Я вытащил последнее пчелиное жало из спины старика. Карп Иванович опустил рубаху, посмотрел на меня рассеянно, спросил:

— Про что это я рассказ вел? Запамятовал…

— Про корову.

— Да, про корову. Продал я корову. А Федька-бригадир говорит мне потом: идет, Карп Иваныч, новая линия — чтобы корову в частном хозяйстве держать. Сеном, говорит, тебе поможем, а ежели государству молока норму сдашь, комбикормов дадим. А пошел ты, ествую, отвечаю ему, со своей линией. Отвык я от коровы. При корове-то у меня цельное лето кровавые мозоли с рук не сходили и на плече — во! — до сих пор рубец от веревки с сеном. А теперича я все лето рыбку ужу, зимой по гостям шастаю, а захочу — могу и по санаториям. Меня эвон в Старой Руссе дохтор-тарапет бесплатно в санаторию приглашал. Приезжай, говорит, дед, устроим. Меду, говорит, только привези и прополису. Мне теперича корова — давай, не возьму. Отругал я Федьку, а он злопамятный, говорит мне: «Накажу тебя, Карп Иваныч». Да как ты меня, ествую, накажешь, спрашиваю. «А вот посмотришь как», — отвечает. И наказал, паразит. Поутру медовые росы химией полил с самолета. Самолет за озером клевера подкармливал химией, а после сюды летит. Зачем он сюды летит, думаю, а он над медоносным лугом летит. Глядь, а за ним химия столбом. Побежал я в беспамятстве, кулаком самолету махаю, а летчику што, ему как велено. Половину пчел моих тогда Федька загубил. Я на него директору жаловался. Директор Федьке хвост, видать, накрутил. Опосля Федьку в Холме в бане встретил. Сидит на полке́ и зубы скалит на меня. «Чего, — говорит, — Карп Иваныч, на шее-то у тебя висит?» Крест Христовый, отвечаю. «Задавишься ты, Карп Иваныч, — говорит, — на кресте своем от жадности». Дурак всяк, отвечаю, кому мой крест мешает. Жадностью меня попрекаешь, а сам все обои в моей изобке ободрал, деньги чужие искал. Я свои деньги в государственной кассе храню, а не за обоями. Мои деньги все трудовые, все потом политые. «А ты докажи, — Федька говорит, — что я твои обои рвал». Не буду я тебе доказывать, отвечаю. Зачем? И не сказал бы тебе ничего, кабы не хулил ты мой крест. За такие слова вперед меня засохнешь. Наказал бог Федьку. И впрямь сохнуть стал, не ест не пьет. Женка его приходила ко мне, за Федьку прощения просила, за хулу на крест.

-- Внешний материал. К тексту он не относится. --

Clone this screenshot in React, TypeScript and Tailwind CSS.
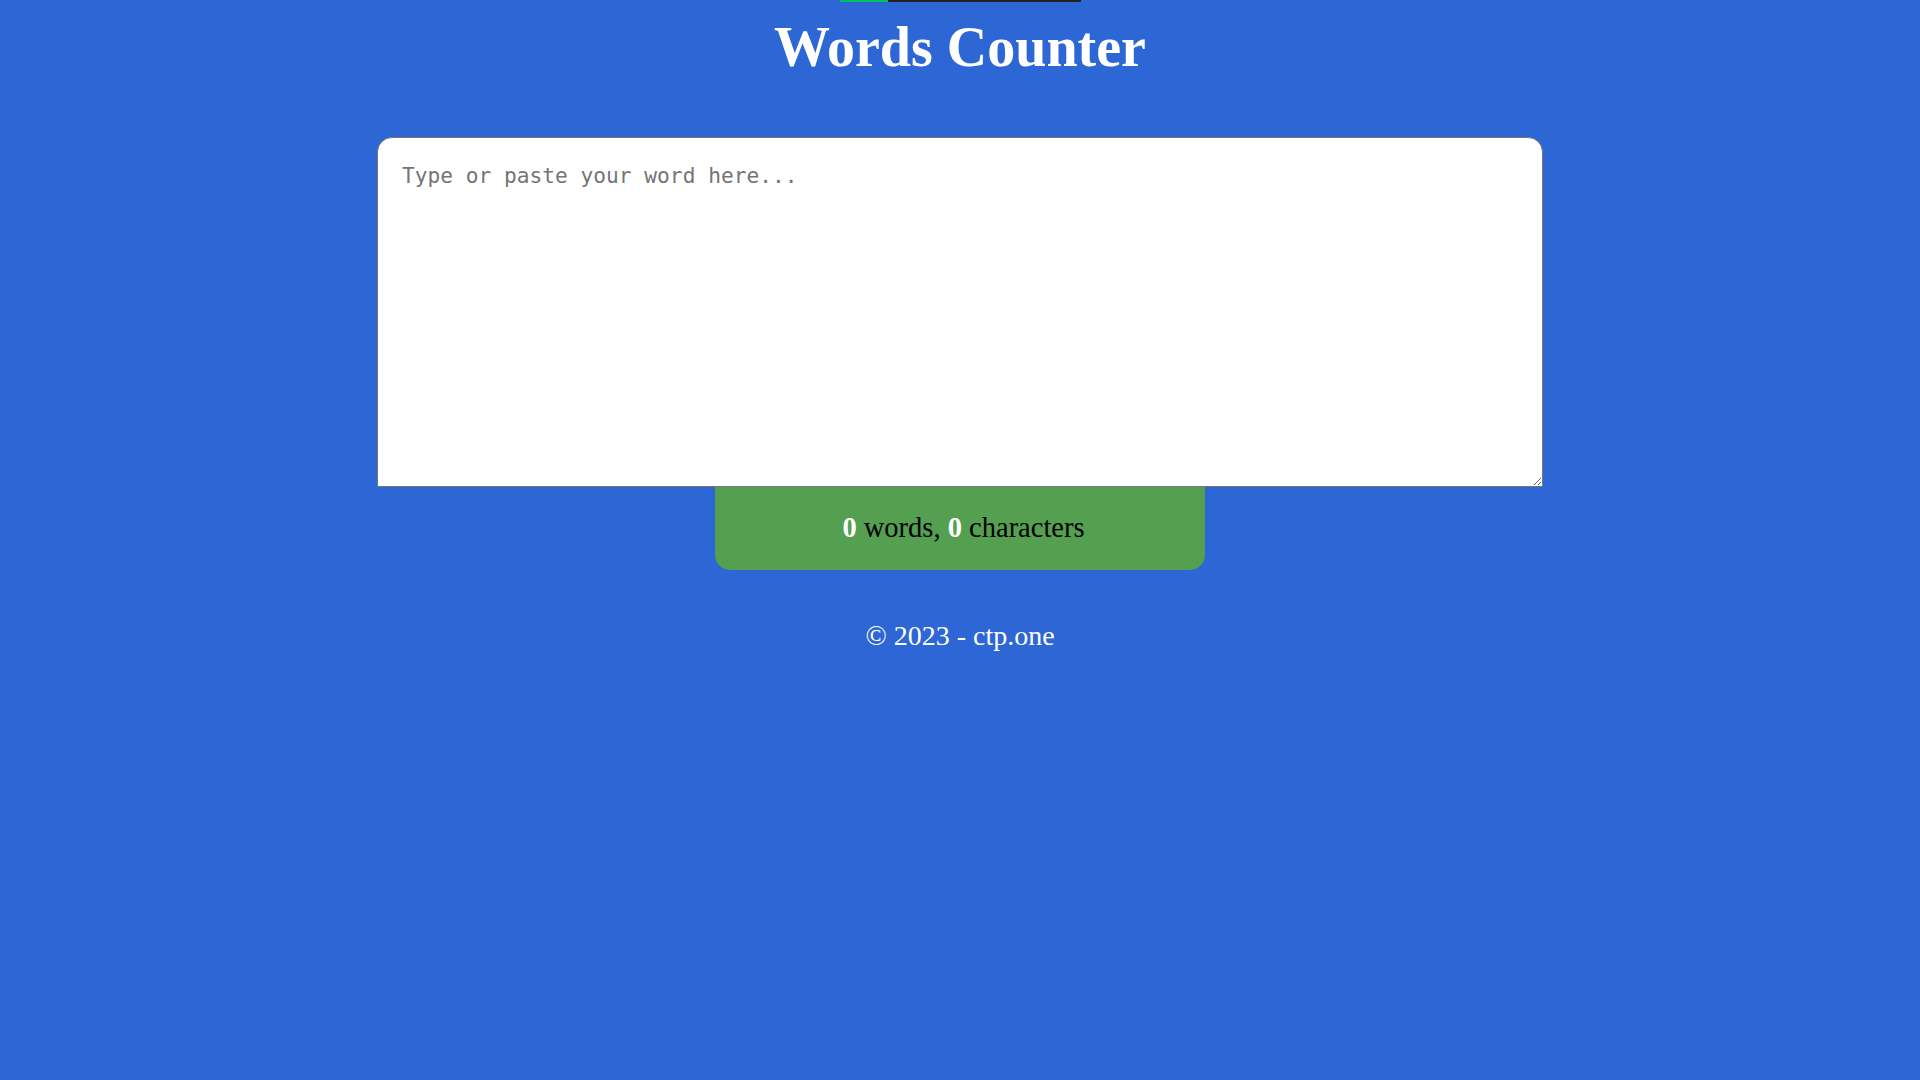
import { useState } from "react";

export default function App() {
  const [text, setText] = useState("");

  const words = text.trim() === "" ? 0 : text.trim().split(/\s+/).length;
  const chars = text.length;

  return (
    <div className="min-h-screen w-full bg-[#2d66d5] flex flex-col items-center font-['Liberation_Serif',serif]">
      {/* reading progress strip */}
      <div className="w-[241px] h-[2px] bg-[#222] flex">
        <div className="w-[48px] h-full bg-[#00c062]" />
      </div>

      <h1 className="mt-[13px] text-[56px] leading-[64px] font-bold text-white">Words Counter</h1>

      <div className="mt-[58px] w-[1166px] flex flex-col items-center">
        <textarea
          value={text}
          onChange={(e) => setText(e.target.value)}
          placeholder="Type or paste your word here..."
          className="w-full h-[350px] bg-white rounded-t-[15px] border border-[#767676] px-[24px] pt-[25px] pb-[15px] text-[21.2px] leading-[26px] font-['DejaVu_Sans_Mono',monospace] text-black placeholder:text-[#757575] outline-none resize-y"
        />
        <div className="w-[490px] h-[83px] bg-[#559f50] rounded-b-[15px] flex items-center justify-center pl-[7px] text-[28.5px] text-black">
          <span>
            <b className="text-white">{words}</b> words, <b className="text-white">{chars}</b> characters
          </span>
        </div>
      </div>

      <p className="mt-[45px] text-[28px] text-white">© 2023 - ctp.one</p>
    </div>
  );
}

— Откуда вы знаете, Карп Иванович, что Федька у вас обои ободрал? — поинтересовался я. — А вдруг не он?

— Он. Я с рыбалки от речки шел, видел, как он из моей изобки выходил. А она запертая была. Я напраслину ни на кого не возведу.

— Простили вы Федьку?

— За обои простил, а за крест пущай бог прощает. Жадный… Я двадцать рублей пенсию получаю, да при деньгах всегда, а от полтораста, да гол как сокол, потому как одно вино на уме. Бутылочки да рюмочки кого хочешь доведут до сумочки. Я на меду живу. Я дочкам, сыну и внукам — всем в завещании отписал, никого не обидел. После моей смерти каждый свою долю получит, а ежели заболею, дети меня к себе возьмут и со вниманием ко мне будут, с заботой. А как же, не пустой в их дом войду.

— Пап, пойдем на речку рыбу ловить, — шепнул Вовка, которому наш разговор, видать, наскучил.

— А ты сходи порыбаль один, — подсказал Карп Иванович, — а мы с твоим тятькой по хозяйству справляться будем. Писатель — он ведь и старое хозяйство должон изучить. Помрем мы, старики, кто подскажет? Молодые-то, они эвон коня запрячь не могут. Верно говорю? — В бесцветных глазках старика поблескивали молочные хитроватые слезинки. — Эвон, глянь, чего это у меня на яблонях висит, знаешь?